Keep your expectations in check guys: moving from RDNA2 to 3 (or 4) but moving resolution up to 1200 will result in no performance gains and hang-wringing about playing at 800p (but then you're missing out on 1200 pixel density!). Adding more battery will make the device heavier. Adding OLED won't be possible at "reasonable" prices (Valve doesn't move Nintendo unit quantities).
I'd prefer they wait until 2024, announce a refresh/2.0, release in 2025. Problem is then any competitor has a spec target to match/beat at a lower price.
mitcoes Mar 2, 2023
I would change
- joysticks with magnetic ones
- The APU, a RDNA3 one
- Only one model with 1 TB NVMe as they are cheaper now
- Another battery easy to switch, with replacements and an external charger - optional -

I would not change
- Everything else, including the screen

I would add

- Waydroid or any other Android compatibility layer
- eSIM for 5G+ and phone use
- Webcam for broadcasting and video conference
(if it is as a plugin and you can make pictures or selfies just plugin it backwards, better)

Unless a better screen tech saving energy appears.

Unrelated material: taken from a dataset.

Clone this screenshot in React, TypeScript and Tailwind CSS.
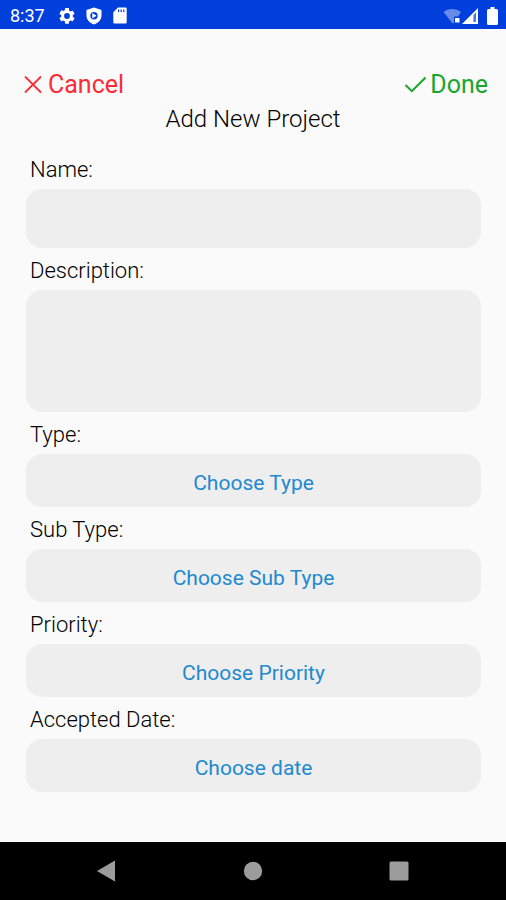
import React from 'react';

interface PickerProps {
  id: string;
  label: string;
  text: string;
}

const labelClass = 'flex h-[42px] items-center pl-1 pt-1 text-[22px] font-light leading-7 text-black';

const Picker: React.FC<PickerProps> = ({ id, label, text }) => (
  <div>
    <label htmlFor={id} className={labelClass}>{label}</label>
    <button
      id={id}
      type="button"
      className="flex h-[53px] w-full items-center justify-center rounded-2xl bg-[#eeeeee] pt-1 text-[21px] leading-7 text-[#2289cf]"
    >
      {text}
    </button>
  </div>
);

const StatusBar = () => (
  <header className="flex h-[29px] items-center justify-between bg-[#003fdc] pr-2 pl-[10px] pt-0.5 text-white">
    <div className="flex items-center gap-[10px]">
      <span className="mr-1 text-[18px] leading-6">8:37</span>
      <svg viewBox="2 2 20 20" className="h-4 w-4" fill="currentColor">
        <path d="M19.14 12.94c.04-.3.06-.61.06-.94s-.02-.64-.07-.94l2.03-1.58a.5.5 0 0 0 .12-.61l-1.92-3.32a.5.5 0 0 0-.59-.22l-2.39.96c-.5-.38-1.03-.7-1.62-.94l-.36-2.54A.48.48 0 0 0 13.92 2h-3.84c-.24 0-.43.17-.47.41l-.36 2.54c-.59.24-1.13.57-1.62.94l-2.39-.96a.48.48 0 0 0-.59.22L2.74 8.87a.48.48 0 0 0 .12.61l2.03 1.58c-.05.3-.09.63-.09.94s.02.64.07.94l-2.03 1.58a.5.5 0 0 0-.12.61l1.92 3.32c.12.22.37.29.59.22l2.39-.96c.5.38 1.03.7 1.62.94l.36 2.54c.05.24.24.41.48.41h3.84c.24 0 .44-.17.47-.41l.36-2.54c.59-.24 1.13-.56 1.62-.94l2.39.96c.22.08.47 0 .59-.22l1.92-3.32a.5.5 0 0 0-.12-.61zM12 15.6a3.6 3.6 0 1 1 0-7.2 3.6 3.6 0 0 1 0 7.2" />
      </svg>
      <svg viewBox="0 0 18 18" className="h-[18px] w-[18px]" fill="currentColor" fillRule="evenodd">
        <path d="M9 .5 16.5 3v5.5c0 4.200-3 7.500-7.500 9-4.500-1.500-7.500-4.800-7.500-9V3zM9 5a3.700 3.700 0 1 0 0 7.400A3.700 3.700 0 0 0 9 5M7.300 6v5.400l4.200-2.700z" />
      </svg>
      <svg viewBox="0 0 14 17" className="h-[17px] w-[14px]" fill="currentColor" fillRule="evenodd">
        <path d="M5 .5h7.500a1.200 1.200 0 0 1 1.200 1.200v13.600a1.200 1.200 0 0 1-1.200 1.200h-11A1.200 1.200 0 0 1 .3 15.300V5.200zM5 2.500v2.500h1.200V2.500zm2.600 0v2.500h1.200V2.500zm2.600 0v2.500h1.200V2.500z" />
      </svg>
    </div>
    <div className="flex items-center">
      <svg viewBox="0 0 19 16" className="h-4 w-[19px]">
        <path d="M.5 4C5.500 0 13 0 18 4L15 8.500H11v6L9.500 15.500z" fill="#fff" fillOpacity=".4" />
        <path d="M12 10h4.500v4.500H12z" fill="#fff" />
      </svg>
      <svg viewBox="0 0 17 16" className="h-4 w-[17px]" fillRule="evenodd">
        <path d="M16 0v16H0zM11.500 7v7H14V4.500z" fill="#fff" />
        <path d="M11.500 7v7H14V4.500z" fill="#fff" fillOpacity=".3" />
      </svg>
      <svg viewBox="0 0 11 18" className="ml-2 h-[18px] w-[11px]" fill="#fff">
        <path d="M3.500 0h4v2h2A1.500 1.500 0 0 1 11 3.500v13a1.500 1.500 0 0 1-1.500 1.500h-8A1.500 1.500 0 0 1 0 16.500v-13A1.500 1.500 0 0 1 1.500 2h2z" />
      </svg>
    </div>
  </header>
);

const NavBar = () => (
  <nav className="mt-auto flex h-[58px] items-center justify-center gap-[126px] bg-black text-[#9c9c9c]">
    <button type="button" aria-label="Back">
      <svg viewBox="0 0 20 22" className="h-[22px] w-5" fill="currentColor"><path d="M0 11 18 .5v21z" /></svg>
    </button>
    <button type="button" aria-label="Home">
      <svg viewBox="0 0 20 20" className="h-5 w-5" fill="currentColor"><circle cx="10" cy="10" r="9.200" /></svg>
    </button>
    <button type="button" aria-label="Recent apps">
      <svg viewBox="0 0 20 20" className="h-5 w-5" fill="currentColor"><rect x=".5" y=".5" width="19" height="19" rx="1.500" /></svg>
    </button>
  </nav>
);

export default function App() {
  return (
    <div className="flex min-h-screen flex-col bg-[#fafafa] font-['Roboto',sans-serif]">
      <StatusBar />
      <div className="flex items-center justify-between pt-10 pr-[18px] pl-6">
        <button type="button" className="flex items-center gap-1.5 text-[25px] leading-8 text-[#fb2c36]">
          <svg viewBox="0 0 18 18" className="h-[18px] w-[18px]" fill="none" stroke="currentColor" strokeWidth="1.800">
            <path d="M1 .5 17 16.500M17 .5 1 16.500" />
          </svg>
          Cancel
        </button>
        <button type="button" className="flex items-center gap-1 text-[25px] leading-8 text-[#18a62c]">
          <svg viewBox="0 0 22 18" className="h-[18px] w-[22px]" fill="none" stroke="currentColor" strokeWidth="2">
            <path d="M1.500 9 7.800 15.200 21.500 1.500" />
          </svg>
          Done
        </button>
      </div>
      <h1 className="text-center text-[24px] font-light leading-9 text-black">Add New Project</h1>
      <form className="pt-[10px] pr-[25px] pb-10 pl-[26px]">
        <label htmlFor="name" className={labelClass}>Name:</label>
        <input id="name" type="text" className="block h-[59px] w-full rounded-2xl bg-[#eeeeee] px-4 text-[22px] outline-none" />
        <label htmlFor="description" className={labelClass}>Description:</label>
        <textarea id="description" className="block h-[122px] w-full resize-none rounded-2xl bg-[#eeeeee] px-4 py-3 text-[22px] outline-none" />
        <Picker id="type" label="Type:" text="Choose Type" />
        <Picker id="sub-type" label="Sub Type:" text="Choose Sub Type" />
        <Picker id="priority" label="Priority:" text="Choose Priority" />
        <Picker id="date" label="Accepted Date:" text="Choose date" />
      </form>
      <NavBar />
    </div>
  );
}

And let the OLED version for the SD 3 or later or other brands.
Philadelphus Mar 3, 2023
Make the power button bulge out like the volume buttons instead of in; on not a few occasions I've tried to power on/wake up my Deck without looking only to realize I'm pressing the USB-C port which is right nearby and feels similar to my fingertips. 😂

Though realistically, I'm happy with what I have and not looking for any sort of upgrade at the moment, since I don't use mine for pushing the envelope with demanding games. Maybe the one upgrade I'd like would be a bump in screen resolution; for the games I'm usually playing it wouldn't really need more power, but it'd easier to read small text and just look nicer in general.